_Short problem_
Quote the listing below in its entirety, omitting every image.

_Dataset excerpt_
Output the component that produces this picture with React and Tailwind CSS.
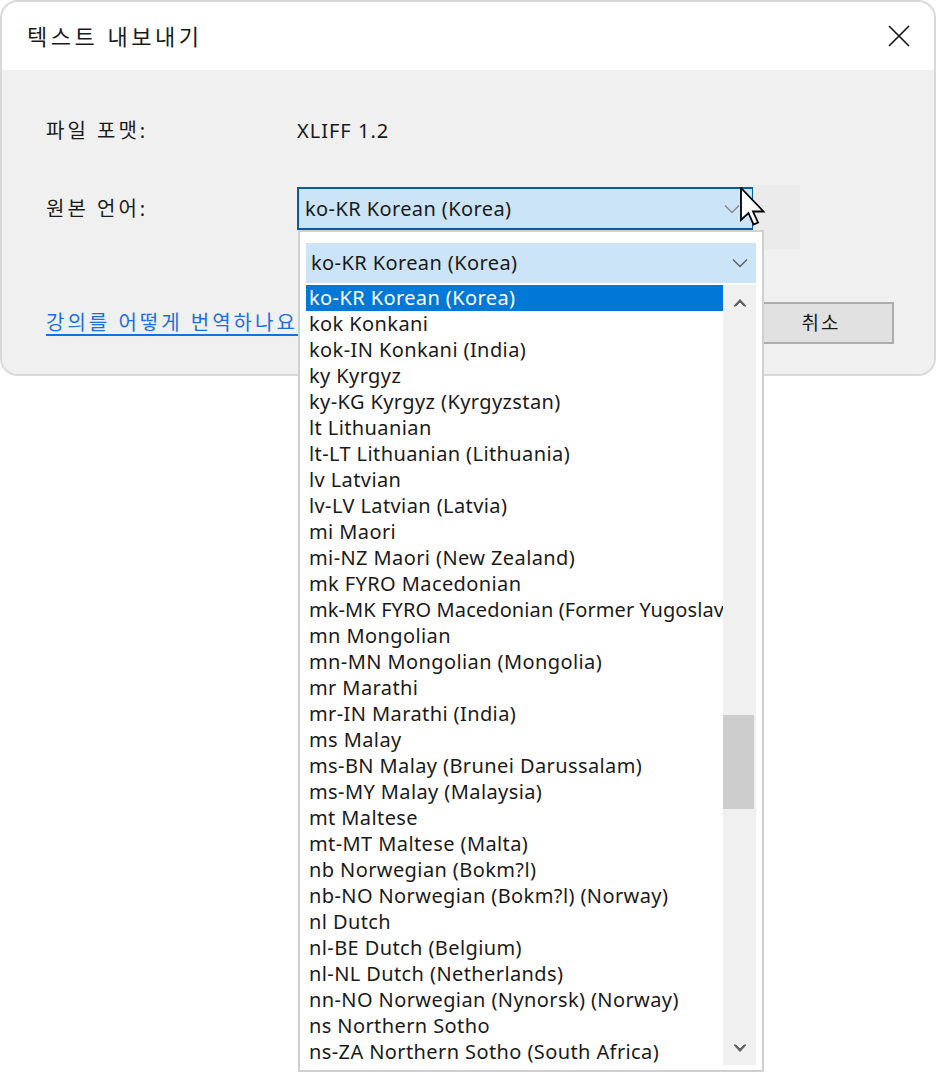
import React from 'react';

const items = [
  'ko-KR Korean (Korea)',
  'kok Konkani',
  'kok-IN Konkani (India)',
  'ky Kyrgyz',
  'ky-KG Kyrgyz (Kyrgyzstan)',
  'lt Lithuanian',
  'lt-LT Lithuanian (Lithuania)',
  'lv Latvian',
  'lv-LV Latvian (Latvia)',
  'mi Maori',
  'mi-NZ Maori (New Zealand)',
  'mk FYRO Macedonian',
  'mk-MK FYRO Macedonian (Former Yugoslav',
  'mn Mongolian',
  'mn-MN Mongolian (Mongolia)',
  'mr Marathi',
  'mr-IN Marathi (India)',
  'ms Malay',
  'ms-BN Malay (Brunei Darussalam)',
  'ms-MY Malay (Malaysia)',
  'mt Maltese',
  'mt-MT Maltese (Malta)',
  'nb Norwegian (Bokm?l)',
  'nb-NO Norwegian (Bokm?l) (Norway)',
  'nl Dutch',
  'nl-BE Dutch (Belgium)',
  'nl-NL Dutch (Netherlands)',
  'nn-NO Norwegian (Nynorsk) (Norway)',
  'ns Northern Sotho',
  'ns-ZA Northern Sotho (South Africa)',
];

const FONT = { fontFamily: '"Noto Sans", "Noto Sans CJK KR", sans-serif' };

const Chevron = ({ className }) => (
  <svg width="16" height="10" viewBox="0 0 16 10" className={className}>
    <path d="M1 1.5 L8 8.5 L15 1.5" fill="none" stroke="currentColor" strokeWidth="1.4" />
  </svg>
);

export default function App() {
  return (
    <div className="relative w-[936px] h-[1074px] bg-white text-[#1a1a1a]" style={FONT}>
      {/* Dialog */}
      <div className="w-[936px] h-[376px] rounded-[18px] border-2 border-[#d8d8d8] overflow-hidden flex flex-col">
        <div className="h-[68px] bg-white flex items-center justify-between pl-[25px] pr-[24px]">
          <span className="text-[22px] tracking-[3.5px]">텍스트 내보내기</span>
          <svg width="22" height="22" viewBox="0 0 22 22">
            <path d="M1 1 L21 21 M21 1 L1 21" stroke="#111" strokeWidth="1.6" />
          </svg>
        </div>
        <div className="flex-1 bg-[#f0f0f0] relative pl-[44px]">
          <div className="h-[30px] mt-[46px] flex items-center">
            <span className="w-[251px] text-[20px] tracking-[3px]">파일 포맷:</span>
            <span className="text-[20px] tracking-[1px]">XLIFF 1.2</span>
          </div>
          <div className="h-[43px] mt-[41px] flex items-center">
            <span className="w-[251px] text-[20px] tracking-[3px]">원본 언어:</span>
            <div className="w-[457px] h-[43px] border-2 border-[#0a5aa0] bg-[#cce4f7] flex items-center justify-between pl-[6px] pr-[12px] text-[20px] tracking-[0.4px]">
              <span>ko-KR Korean (Korea)</span>
              <Chevron className="text-[#8a8a8a]" />
            </div>
          </div>
          <div className="h-[42px] mt-[72px] flex items-center justify-between pr-[40px]">
            <span className="text-[20px] text-[#1a6fe0] underline underline-offset-[4px] tracking-[3px] whitespace-nowrap">강의를 어떻게 번역하나요?</span>
            <div className="w-[132px] h-[42px] border-2 border-[#adadad] bg-[#e1e1e1] flex items-center justify-center pr-[14px] text-[19px] tracking-[2px]">
              취소
            </div>
          </div>
          {/* faint backdrop beside the combo */}
          <div className="absolute left-[751px] top-[115px] w-[47px] h-[64px] bg-[#ebebeb]" />
        </div>
      </div>

      {/* Dropdown popup */}
      <div className="absolute left-[298px] top-[230px] w-[466px] h-[842px] bg-white border-2 border-[#d0d0d0] flex flex-col pt-[11px] pl-[6px] pr-[6px] text-[20px] tracking-[0.4px]">
        <div className="h-[40px] bg-[#cce4f7] flex items-center justify-between pl-[5px] pr-[8px] mb-[2px]">
          <span>ko-KR Korean (Korea)</span>
          <Chevron className="text-[#606060]" />
        </div>
        <div className="flex h-[780px]">
          <div className="flex-1 overflow-hidden">
            {items.map((t, i) => (
              <div
                key={t}
                className={`h-[26px] flex items-center pl-[3px] whitespace-nowrap ${i === 0 ? 'bg-[#0078d7] text-white' : ''} ${i === 12 ? 'tracking-[0.1px]' : ''}`}
              >
                {t}
              </div>
            ))}
          </div>
          <div className="w-[33px] bg-[#f0f0f0] flex flex-col items-center">
            <div className="h-[33px] flex items-center justify-center">
              <svg width="14" height="10" viewBox="0 0 14 10">
                <path d="M1 9 L7 2.5 L13 9 L11 9 L7 5 L3 9 Z" fill="#606060" stroke="#606060" strokeWidth="1" strokeLinejoin="round" />
              </svg>
            </div>
            <div className="h-[397px]" />
            <div className="w-[31px] h-[94px] bg-[#cdcdcd] self-start" />
            <div className="flex-1" />
            <div className="h-[33px] flex items-center justify-center">
              <svg width="14" height="10" viewBox="0 0 14 10">
                <path d="M1 1 L7 7.5 L13 1 L11 1 L7 5 L3 1 Z" fill="#606060" stroke="#606060" strokeWidth="1" strokeLinejoin="round" />
              </svg>
            </div>
          </div>
        </div>
      </div>

      {/* Mouse cursor */}
      <svg className="absolute left-[740px] top-[187px]" width="26" height="40" viewBox="0 0 26 40">
        <path d="M1 1 L1 33 L8.5 26 L13.5 37.5 L18 35.5 L13 24.5 L23.5 24.5 Z" fill="white" stroke="black" strokeWidth="1.8" strokeLinejoin="miter" />
      </svg>
    </div>
  );
}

_Correct output_
Output the component that produces this picture with React and Tailwind CSS.
import React from 'react';

const items = [
  'ko-KR Korean (Korea)',
  'kok Konkani',
  'kok-IN Konkani (India)',
  'ky Kyrgyz',
  'ky-KG Kyrgyz (Kyrgyzstan)',
  'lt Lithuanian',
  'lt-LT Lithuanian (Lithuania)',
  'lv Latvian',
  'lv-LV Latvian (Latvia)',
  'mi Maori',
  'mi-NZ Maori (New Zealand)',
  'mk FYRO Macedonian',
  'mk-MK FYRO Macedonian (Former Yugoslav',
  'mn Mongolian',
  'mn-MN Mongolian (Mongolia)',
  'mr Marathi',
  'mr-IN Marathi (India)',
  'ms Malay',
  'ms-BN Malay (Brunei Darussalam)',
  'ms-MY Malay (Malaysia)',
  'mt Maltese',
  'mt-MT Maltese (Malta)',
  'nb Norwegian (Bokm?l)',
  'nb-NO Norwegian (Bokm?l) (Norway)',
  'nl Dutch',
  'nl-BE Dutch (Belgium)',
  'nl-NL Dutch (Netherlands)',
  'nn-NO Norwegian (Nynorsk) (Norway)',
  'ns Northern Sotho',
  'ns-ZA Northern Sotho (South Africa)',
];

const FONT = { fontFamily: '"Noto Sans", "Noto Sans CJK KR", sans-serif' };

const Chevron = ({ className }) => (
  <svg width="16" height="10" viewBox="0 0 16 10" className={className}>
    <path d="M1 1.5 L8 8.5 L15 1.5" fill="none" stroke="currentColor" strokeWidth="1.4" />
  </svg>
);

export default function App() {
  return (
    <div className="relative w-[936px] h-[1074px] bg-white text-[#1a1a1a]" style={FONT}>
      {/* Dialog */}
      <div className="w-[936px] h-[376px] rounded-[18px] border-2 border-[#d8d8d8] overflow-hidden flex flex-col">
        <div className="h-[68px] bg-white flex items-center justify-between pl-[25px] pr-[24px]">
          <span className="text-[22px] tracking-[3.5px]">텍스트 내보내기</span>
          <svg width="22" height="22" viewBox="0 0 22 22">
            <path d="M1 1 L21 21 M21 1 L1 21" stroke="#111" strokeWidth="1.6" />
          </svg>
        </div>
        <div className="flex-1 bg-[#f0f0f0] relative pl-[44px]">
          <div className="h-[30px] mt-[46px] flex items-center">
            <span className="w-[251px] text-[20px] tracking-[3px]">파일 포맷:</span>
            <span className="text-[20px] tracking-[1px]">XLIFF 1.2</span>
          </div>
          <div className="h-[43px] mt-[41px] flex items-center">
            <span className="w-[251px] text-[20px] tracking-[3px]">원본 언어:</span>
            <div className="w-[457px] h-[43px] border-2 border-[#0a5aa0] bg-[#cce4f7] flex items-center justify-between pl-[6px] pr-[12px] text-[20px] tracking-[0.4px]">
              <span>ko-KR Korean (Korea)</span>
              <Chevron className="text-[#8a8a8a]" />
            </div>
          </div>
          <div className="h-[42px] mt-[72px] flex items-center justify-between pr-[40px]">
            <span className="text-[20px] text-[#1a6fe0] underline underline-offset-[4px] tracking-[3px] whitespace-nowrap">강의를 어떻게 번역하나요?</span>
            <div className="w-[132px] h-[42px] border-2 border-[#adadad] bg-[#e1e1e1] flex items-center justify-center pr-[14px] text-[19px] tracking-[2px]">
              취소
            </div>
          </div>
          {/* faint backdrop beside the combo */}
          <div className="absolute left-[751px] top-[115px] w-[47px] h-[64px] bg-[#ebebeb]" />
        </div>
      </div>

      {/* Dropdown popup */}
      <div className="absolute left-[298px] top-[230px] w-[466px] h-[842px] bg-white border-2 border-[#d0d0d0] flex flex-col pt-[11px] pl-[6px] pr-[6px] text-[20px] tracking-[0.4px]">
        <div className="h-[40px] bg-[#cce4f7] flex items-center justify-between pl-[5px] pr-[8px] mb-[2px]">
          <span>ko-KR Korean (Korea)</span>
          <Chevron className="text-[#606060]" />
        </div>
        <div className="flex h-[780px]">
          <div className="flex-1 overflow-hidden">
            {items.map((t, i) => (
              <div
                key={t}
                className={`h-[26px] flex items-center pl-[3px] whitespace-nowrap ${i === 0 ? 'bg-[#0078d7] text-white' : ''} ${i === 12 ? 'tracking-[0.1px]' : ''}`}
              >
                {t}
              </div>
            ))}
          </div>
          <div className="w-[33px] bg-[#f0f0f0] flex flex-col items-center">
            <div className="h-[33px] flex items-center justify-center">
              <svg width="14" height="10" viewBox="0 0 14 10">
                <path d="M1 9 L7 2.5 L13 9 L11 9 L7 5 L3 9 Z" fill="#606060" stroke="#606060" strokeWidth="1" strokeLinejoin="round" />
              </svg>
            </div>
            <div className="h-[397px]" />
            <div className="w-[31px] h-[94px] bg-[#cdcdcd] self-start" />
            <div className="flex-1" />
            <div className="h-[33px] flex items-center justify-center">
              <svg width="14" height="10" viewBox="0 0 14 10">
                <path d="M1 1 L7 7.5 L13 1 L11 1 L7 5 L3 1 Z" fill="#606060" stroke="#606060" strokeWidth="1" strokeLinejoin="round" />
              </svg>
            </div>
          </div>
        </div>
      </div>

      {/* Mouse cursor */}
      <svg className="absolute left-[740px] top-[187px]" width="26" height="40" viewBox="0 0 26 40">
        <path d="M1 1 L1 33 L8.5 26 L13.5 37.5 L18 35.5 L13 24.5 L23.5 24.5 Z" fill="white" stroke="black" strokeWidth="1.8" strokeLinejoin="miter" />
      </svg>
    </div>
  );
}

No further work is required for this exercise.